Lead researcher, Fred (Rusty) Gage, professor of genetics at the Salk Institute for Biological Studies and a member of the executive committee of the Kavli Institute for Brain and Mind (KIBM) at the University of California, San Diego, said: “This allows us to identify subtle changes in the functioning of neuronal circuits that we never had access to before.” Gage continued: “As we accumulate models for these diseases – bipolar disease, schizophrenia, depression, autism – we are going to be able to explore if there are really differences between them that exist on a cellular or gene expression level.” — Fred Gage

Gage also noted that the need to induce structural changes in the neurons in order to assuage the symptoms of schizophrenia might explain why schizophrenia drugs take time before they actually help the patient. In fact, this might explain why other psychoactive drugs take so long to work as well. For example, if depression was simply a matter of modulating the concentration of a particular neurotransmitter, then an anti-depressant should have immediate effects. However, such drugs like antidepressants often take weeks to work. Could it be that such medications work at the structural level and not only at the neurotransmitter level?

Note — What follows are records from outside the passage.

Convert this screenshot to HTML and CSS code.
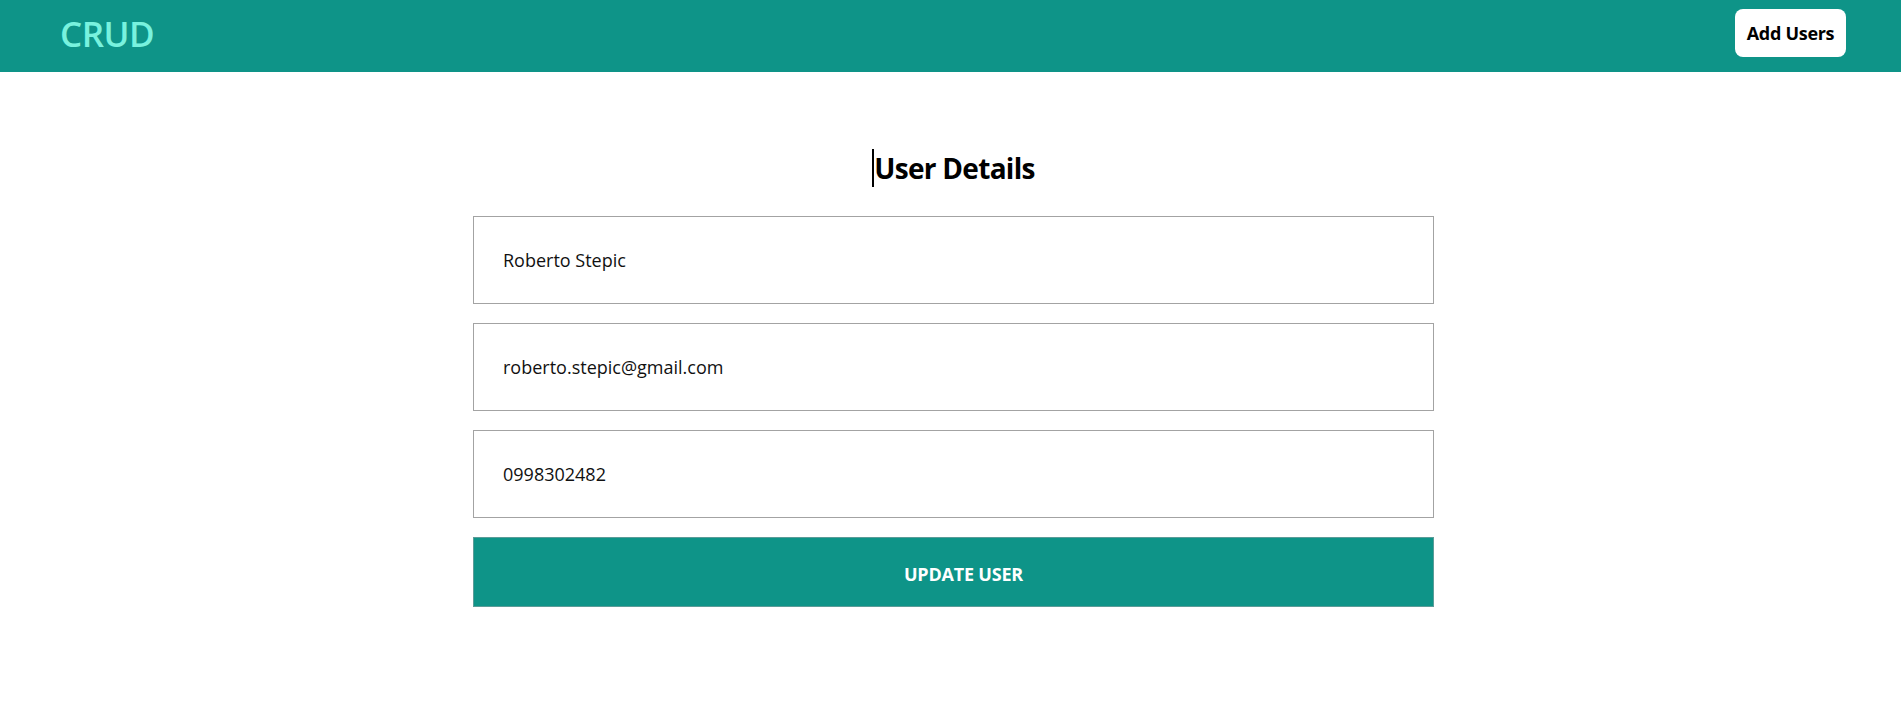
FILE: index.html
```html
<!DOCTYPE html>
<html lang="en">
<head>
<meta charset="utf-8">
<title>CRUD</title>
<link rel="stylesheet" href="styles.css">
</head>
<body>
<header class="topbar">
  <div class="brand">CRUD</div>
  <button class="add-btn" type="button">Add Users</button>
</header>
<main class="page">
  <div class="title-row"><h1 class="title">User Details</h1></div>
  <form class="form">
    <input class="field" type="text" value="Roberto Stepic">
    <input class="field" type="email" value="roberto.stepic@gmail.com">
    <input class="field" type="text" value="0998302482">
    <button class="submit" type="button">UPDATE USER</button>
  </form>
</main>
</body>
</html>
```

FILE: styles.css
```css
* { box-sizing: border-box; }
html, body { margin: 0; padding: 0; background: #fff; }
body {
  font-family: "Open Sans", "Noto Sans", "Liberation Sans", sans-serif;
  color: #000;
}
.topbar {
  height: 72px;
  background: #0e9488;
  display: flex;
  align-items: center;
  justify-content: space-between;
  padding: 0 55px 0 60px;
}
.brand {
  color: #78f2de;
  font-size: 35px;
  font-weight: 600;
  line-height: 40px;
  letter-spacing: -0.5px;
  margin-top: -5px;
}
.add-btn {
  width: 111px;
  height: 48px;
  margin-top: -6px;
  background: #fff;
  border: none;
  border-radius: 8px;
  font-family: inherit;
  font-size: 18px;
  font-weight: 700;
  color: #000;
  padding: 0;
  letter-spacing: -0.3px;
}
.page {
  padding: 77px 0 0 6px;
  display: flex;
  flex-direction: column;
  align-items: center;
}
.title-row {
  display: flex;
  justify-content: center;
}
.title {
  margin: 0;
  font-size: 28px;
  font-weight: 700;
  line-height: 38px;
  border-left: 2px solid #000;
  letter-spacing: -0.7px;
}
.form {
  width: 961px;
  margin-top: 29px;
  display: flex;
  flex-direction: column;
  gap: 19px;
}
.field {
  height: 88px;
  width: 100%;
  border: 1px solid #a3a3a3;
  border-radius: 0;
  padding: 0 29px;
  font-family: inherit;
  font-size: 18px;
  color: #111;
  background: #fff;
  outline: none;
}
.submit {
  height: 70px;
  width: 100%;
  background: #0e9488;
  border: 1px solid #5b9c98;
  color: #fff;
  font-family: inherit;
  font-size: 18px;
  font-weight: 700;
  letter-spacing: -0.2px;
  padding: 3px 0 0 20px;
}
```
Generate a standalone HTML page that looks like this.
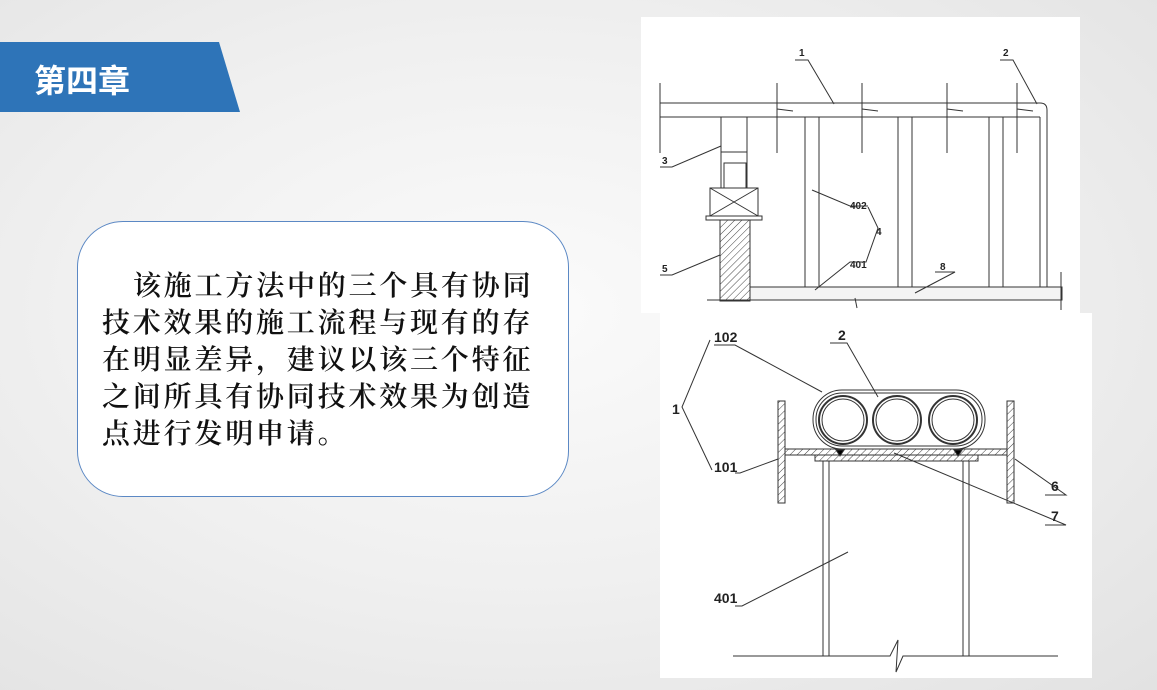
<!DOCTYPE html>
<html><head><meta charset="utf-8"><style>
html,body{margin:0;padding:0}
body{width:1157px;height:690px;overflow:hidden;position:relative;background:radial-gradient(ellipse at 45% 45%,#fbfbfb 0%,#f0f0f0 50%,#e2e2e2 100%);font-family:"Liberation Sans","Noto Sans CJK SC",sans-serif}
.title{position:absolute;left:0;top:42px;width:240px;height:70px;background:#2e74b8;clip-path:polygon(0 0,219px 0,240px 70px,0 70px)}
.title span{position:absolute;left:34px;top:14px;color:#fff;font-size:32px;font-weight:bold;font-family:"Noto Sans CJK SC",sans-serif}
.box{position:absolute;left:77px;top:221px;width:490px;height:274px;border:1.5px solid #5b88c4;border-radius:46px;background:#fff}
.txt{position:absolute;left:102px;top:266px;width:500px;white-space:nowrap;font-family:"Noto Serif CJK SC","Noto Sans CJK SC",serif;font-size:28px;line-height:37px;letter-spacing:2.8px;color:#111;font-weight:600}
.p1{position:absolute;left:641px;top:17px;width:439px;height:296px;background:#fff}
.p2{position:absolute;left:660px;top:313px;width:432px;height:365px;background:#fff}
svg{position:absolute;left:0;top:0}
</style></head><body>
<div class="title"><span>第四章</span></div>
<div class="box"></div>
<div class="txt"><span style="padding-left:31px">该施工方法中的三个具有协同</span><br>技术效果的施工流程与现有的存<br>在明显差异，建议以该三个特征<br>之间所具有协同技术效果为创造<br>点进行发明申请。</div>
<div class="p1"></div><div class="p2"></div>
<svg width="1157" height="690" viewBox="0 0 1157 690" fill="none" stroke="#333" stroke-width="1" font-family="Liberation Sans,sans-serif" font-size="10">
<defs><pattern id="h" width="5" height="5" patternUnits="userSpaceOnUse" patternTransform="rotate(45)"><line x1="0" y1="0" x2="0" y2="5" stroke="#444"/></pattern></defs>
<line x1="660" y1="103" x2="1040" y2="103"/><line x1="660" y1="117" x2="1040" y2="117"/>
<line x1="660" y1="83" x2="660" y2="153"/>
<path d="M1040 103 Q1047 103 1047 110 L1047 300 M1040 117 L1040 300"/>
<g><line x1="777" y1="83" x2="777" y2="153"/><line x1="862" y1="83" x2="862" y2="153"/><line x1="947" y1="83" x2="947" y2="153"/><line x1="1017" y1="83" x2="1017" y2="153"/>
<path d="M777 109 L793 111 M862 109 L878 111 M947 109 L963 111 M1017 109 L1033 111"/></g>
<rect x="721" y="117" width="26" height="71"/><line x1="721" y1="152" x2="747" y2="152"/><rect x="724" y="163" width="22" height="25"/>
<rect x="710" y="188" width="48" height="28"/><path d="M710 188 L758 216 M758 188 L710 216"/>
<rect x="706" y="216" width="56" height="4"/>
<rect x="720" y="220" width="30" height="81" fill="url(#h)"/>
<path d="M805 117V300 M819 117V300 M898 117V300 M912 117V300 M989 117V300 M1003 117V300"/>
<rect x="750" y="287" width="312" height="13" fill="#f4f4f4"/>
<line x1="707" y1="300" x2="1062" y2="300"/><line x1="1061" y1="272" x2="1061" y2="310"/>
<path d="M855 298 L857 308"/>
<g fill="#222" stroke="none" font-weight="bold"><text x="799" y="56">1</text><text x="1003" y="56">2</text><text x="662" y="164">3</text><text x="662" y="272">5</text><text x="850" y="209">402</text><text x="876" y="235">4</text><text x="850" y="268">401</text><text x="940" y="270">8</text></g>
<path d="M795 60 H808 L834 104 M1000 60 H1013 L1037 104 M660 167 H672 L721 146 M660 275 H672 L720 255 M812 190 L850 206 H868 M868 207 L878 228 L866 262 H850 L815 290 M935 272 H955 L915 293"/>
<rect x="813" y="390" width="172" height="59" rx="29"/><rect x="816" y="393" width="166" height="53" rx="26"/>
<g stroke-width="2"><circle cx="843" cy="420" r="24"/><circle cx="897" cy="420" r="24"/><circle cx="953" cy="420" r="24"/></g>
<circle cx="843" cy="420" r="21"/><circle cx="897" cy="420" r="21"/><circle cx="953" cy="420" r="21"/>
<rect x="778" y="401" width="7" height="102" fill="url(#h)"/><rect x="1007" y="401" width="7" height="102" fill="url(#h)"/>
<rect x="785" y="449" width="222" height="6" fill="url(#h)"/>
<rect x="815" y="455" width="163" height="6" fill="url(#h)"/>
<path d="M836 450 L844 450 L840 456Z M954 450 L962 450 L958 456Z" fill="#000"/>
<path d="M823 461V656 M829 461V656 M963 461V656 M969 461V656"/>
<path d="M733 656 H890 L898 640 L896 672 L903 656 H1058"/>
<g fill="#222" stroke="none" font-size="14" font-weight="bold"><text x="714" y="342">102</text><text x="838" y="340">2</text><text x="672" y="414">1</text><text x="714" y="472">101</text><text x="1051" y="491">6</text><text x="1051" y="521">7</text><text x="714" y="603">401</text></g>
<path d="M714 345 H735 L822 392 M830 343 H847 L878 397 M710 340 L682 407 L712 470 M735 473 H740 L778 459 M1045 495 H1066 L1015 459 M1045 525 H1066 L894 453 M735 606 H742 L848 552"/>
</svg>
</body></html>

When asked what technological advances are needed to explore this further, Gage responded: “One limitation is we haven’t differentiated the cells into specific cell types—neuronal subtypes. Right now we’re just laying these neurons down and allowing them to form connections as they might. Looking ahead, it’s going to be important for us to differentiate the cells. For example, to differentiate and model the cortical neurons, which are responsible for thinking tasks, or the hippocampal neurons, which are responsible for memory tasks. I can one day see us using microfluidic chambers to achieve this. They will allow us to compartmentalize microscopically specific subtypes of neurons in certain locations, and then regulate how they connect to each other. That way you can simulate in a more accurate manner how these subtypes connect with each other in the brain. The future of this is really exciting because the dish is going to get much more complicated.”